Annual results were also a wide miss. Revenue was $73.7 billion rather than $78.7 billion, and earnings were $2.62 per share instead of $2.75. Microsoft stock tumbled more than 5 percent immediately in after-hours trading.

Microsoft rarely misses analyst expectations, and the gap was shockingly large. The results help explain the major reorganization that CEO Steve Ballmer undertook. However, it remains unclear whether the realignments he sought will have a positive impact on the company or are just Windows dressing.

Microsoft's problem has been years in the marking. It was initially late for the Internet wave, although that recovery took place when Bill Gates was still chief executive. The bigger problem for the company has been its unending reliance on the twin profit generators of PC operating systems (Windows) and office productivity software (Office).

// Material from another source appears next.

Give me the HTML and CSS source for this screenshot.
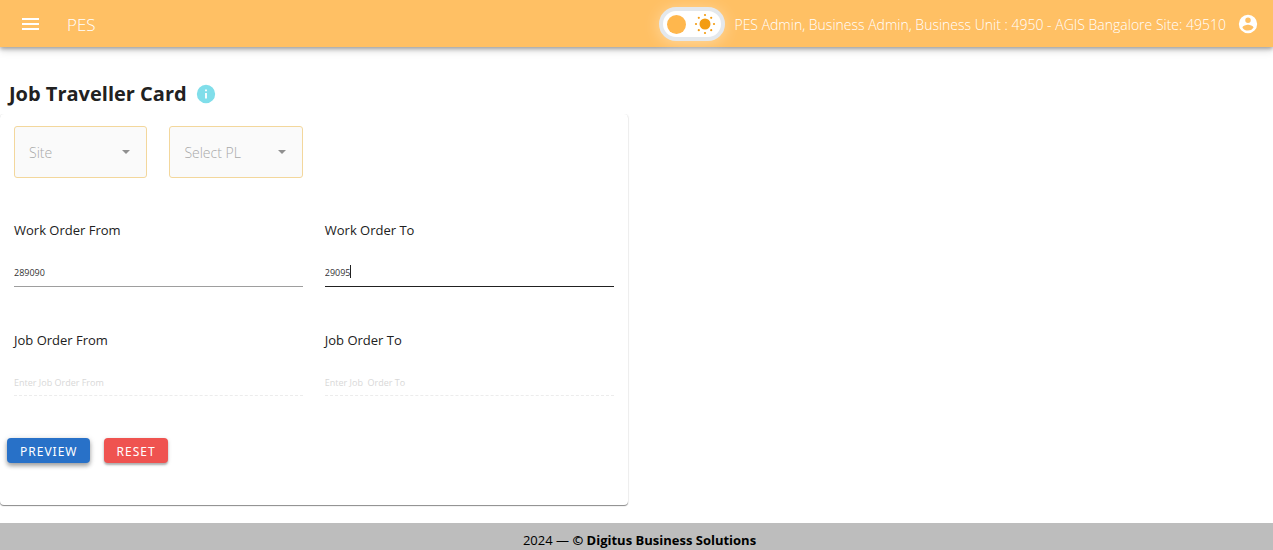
FILE: index.html
```html
<!DOCTYPE html>
<html lang="en">
<head>
<meta charset="utf-8">
<meta name="viewport" content="width=device-width, initial-scale=1">
<title>PES - Job Traveller Card</title>
<link rel="stylesheet" href="styles.css">
</head>
<body>
<header class="app-bar">
  <button class="icon-button" type="button" aria-label="Menu">
    <svg width="24" height="24" viewBox="0 0 24 24" fill="currentColor"><path d="M4 6h17v2H4V6m0 5h17v2H4v-2m0 5h17v2H4v-2z"/></svg>
  </button>
  <span class="brand">PES</span>
  <label class="theme-switch">
    <input class="theme-input" type="checkbox" aria-label="Dark theme">
    <span class="theme-knob"></span>
    <svg class="theme-sun" width="22" height="22" viewBox="0 0 22 22" fill="#f39c12"><circle cx="11" cy="11" r="5.5"/><circle cx="11" cy="2" r="1.1"/><circle cx="11" cy="20" r="1.1"/><circle cx="2" cy="11" r="1.1"/><circle cx="20" cy="11" r="1.1"/><circle cx="4.8" cy="4.8" r="1.1"/><circle cx="17.2" cy="4.8" r="1.1"/><circle cx="4.8" cy="17.2" r="1.1"/><circle cx="17.2" cy="17.2" r="1.1"/></svg>
  </label>
  <span class="user-info">PES Admin, Business Admin, Business Unit : 4950 - AGIS Bangalore Site: 49510</span>
  <button class="icon-button account" type="button" aria-label="Account">
    <svg width="22" height="22" viewBox="0 0 24 24" fill="currentColor"><path d="M12 19.2c-2.5 0-4.71-1.28-6-3.2.03-2 4-3.1 6-3.1s5.97 1.1 6 3.1a7.232 7.232 0 0 1-6 3.2M12 5a3 3 0 0 1 3 3 3 3 0 0 1-3 3 3 3 0 0 1-3-3 3 3 0 0 1 3-3m0-3A10 10 0 0 0 2 12a10 10 0 0 0 10 10 10 10 0 0 0 10-10A10 10 0 0 0 12 2z"/></svg>
  </button>
</header>
<main class="page">
  <h1 class="title">Job Traveller Card
    <svg width="22" height="22" viewBox="0 0 24 24" fill="#80deea" role="img" aria-label="Information"><path d="M13 9h-2V7h2m0 10h-2v-6h2m-1-9A10 10 0 0 0 2 12a10 10 0 0 0 10 10 10 10 0 0 0 10-10A10 10 0 0 0 12 2z"/></svg>
  </h1>
  <form class="card">
    <div class="fields">
      <div class="selects">
        <div class="select-box">
          <select class="select" aria-label="Site" disabled><option>Site</option></select>
          <svg class="arrow" width="24" height="24" viewBox="0 0 24 24" fill="#909090"><path d="M8 10h8l-4 4z"/></svg>
        </div>
        <div class="select-box">
          <select class="select" aria-label="Select PL" disabled><option>Select PL</option></select>
          <svg class="arrow" width="24" height="24" viewBox="0 0 24 24" fill="#909090"><path d="M8 10h8l-4 4z"/></svg>
        </div>
      </div>
      <div class="field">
        <label class="label" for="wo-from">Work Order From</label>
        <input class="input" id="wo-from" type="text" value="289090">
      </div>
      <div class="field">
        <label class="label" for="wo-to">Work Order To</label>
        <div class="active-box">
          <input class="input input-active" id="wo-to" type="text" value="29095">
          <span class="caret"></span>
        </div>
      </div>
      <div class="field">
        <label class="label" for="jo-from">Job Order From</label>
        <input class="input" id="jo-from" type="text" placeholder="Enter Job Order From" disabled>
      </div>
      <div class="field">
        <label class="label" for="jo-to">Job Order To</label>
        <input class="input" id="jo-to" type="text" placeholder="Enter Job  Order To" disabled>
      </div>
    </div>
    <div class="actions">
      <button class="button preview" type="button">PREVIEW</button>
      <button class="button reset" type="reset">RESET</button>
    </div>
  </form>
</main>
<footer class="footer"><span>2024 — <strong>© Digitus Business Solutions</strong></span></footer>
</body>
</html>
```
FILE: styles.css
```css
* {
  box-sizing: border-box;
}

body {
  margin: 0;
  min-height: 100vh;
  display: flex;
  flex-direction: column;
  background: #fff;
  color: #212121;
  font-family: "Open Sans", "Noto Sans", sans-serif;
  font-size: 13px;
}

svg {
  display: block;
}

.app-bar {
  display: flex;
  align-items: center;
  height: 47px;
  padding: 1px 14px 0 18px;
  background: #ffc064;
  color: #fff;
  box-shadow: 0 2px 4px rgba(0, 0, 0, 0.3), 0 4px 8px rgba(0, 0, 0, 0.12);
}

.icon-button {
  padding: 0;
  border: 0;
  background: none;
  color: inherit;
}

.brand {
  margin: 0 auto 0 25px;
  font-size: 17px;
  font-weight: 300;
}

.theme-switch {
  display: flex;
  align-items: center;
  gap: 8px;
  width: 66px;
  height: 34px;
  margin-right: 9px;
  padding: 0 4px;
  border: 4px solid #e4e8ec;
  border-radius: 17px;
  background: #fff;
  box-shadow: 0 2px 16px rgba(255, 255, 255, 0.4);
}

.theme-input {
  position: absolute;
  opacity: 0;
}

.theme-knob {
  width: 19px;
  height: 19px;
  border-radius: 50%;
  background: #ffb74d;
}

.user-info {
  font-size: 14px;
  font-weight: 300;
}

.account {
  margin-left: 11px;
}

.page {
  flex: 1;
}

.title {
  display: flex;
  align-items: center;
  gap: 8px;
  margin: 0;
  padding: 33px 0 6px 9px;
  font-size: 20px;
  line-height: 28px;
}

.card {
  width: calc(50% - 9px);
  padding: 12px 14px 42px;
  border-radius: 4px;
  box-shadow: 0 1px 1px rgba(0, 0, 0, 0.45), 0 0 2px rgba(0, 0, 0, 0.1);
  clip-path: inset(0 -3px -3px 0);
}

.fields {
  display: grid;
  grid-template-columns: 1fr 1fr;
  column-gap: 22px;
}

.selects {
  display: grid;
  grid-template-columns: 1fr 1fr;
  grid-column: 1;
  gap: 22px;
  margin-bottom: 42px;
}

.select-box {
  position: relative;
}

.select {
  appearance: none;
  display: block;
  width: 100%;
  height: 52px;
  padding: 0 14px;
  border: 1px solid #f3d79c;
  border-radius: 3px;
  background: #fafafa;
  color: #a8a8a8;
  font: 300 14px "Open Sans", "Noto Sans", sans-serif;
  opacity: 1;
}

.arrow {
  position: absolute;
  top: 14px;
  right: 9px;
  pointer-events: none;
}

.field {
  grid-row: 2;
  height: 110px;
}

.field:nth-of-type(n + 4) {
  grid-row: 3;
}

.label {
  display: block;
  line-height: 20px;
}

.input {
  display: block;
  width: 100%;
  height: 27px;
  margin-top: 20px;
  padding: 0 0 1px;
  border: 0;
  border-bottom: 1px solid #9e9e9e;
  border-radius: 0;
  outline: 0;
  background: none;
  color: #333;
  font: 9px "Open Sans", "Noto Sans", sans-serif;
}

.input-active {
  border-color: #212121;
}

.active-box {
  position: relative;
}

.caret {
  position: absolute;
  left: 25px;
  bottom: 9px;
  width: 1px;
  height: 13px;
  background: #212121;
}

.input:disabled {
  height: 26px;
  border-bottom: 1px dashed #ececec;
}

.input::placeholder {
  color: #d8d8d8;
  opacity: 1;
}

.actions {
  display: flex;
  gap: 14px;
  margin: -2px 0 0 -7px;
}

.button {
  height: 25px;
  padding: 2px 12px 0 13px;
  border: 0;
  border-radius: 4px;
  color: #fff;
  font: 12px "Noto Sans", "Open Sans", sans-serif;
  letter-spacing: 1px;
  box-shadow: 0 2px 2px rgba(0, 0, 0, 0.25), 0 1px 4px rgba(0, 0, 0, 0.15);
}

.preview {
  background: #2871c8;
  box-shadow: 0 3px 4px rgba(0, 0, 0, 0.3), 0 1px 6px rgba(0, 0, 0, 0.15);
}

.reset {
  background: #ef5350;
}

.footer {
  display: flex;
  justify-content: center;
  padding: 7px 0 0 6px;
  background: #bdbdbd;
  color: #000;
  line-height: 20px;
}
```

Unfortunately for the company, the world has moved away from the PC-centric version of computing. Even as former insiders pointed out that the company was hobbling new product areas to protect the importance of its standard-bearers, management paid no heed.

Eventually the situation became so dire, as Apple (AAPL) and Google (GOOG) split the mobile platform market between them, that Ballmer had to react. But Windows Phone has yet to take off, and as the $900 million charge shows, Microsoft's answer to the iPad is a bitter disappointment. Surface seems to have sunk below the surface of the market.

Only days ago, Microsoft announced the major reorganization that had been rumored. However, it isn't clear that the results will actually change how the company does business because, to move forward, it must still loosen its fascination with the products that initially brought its financial strength.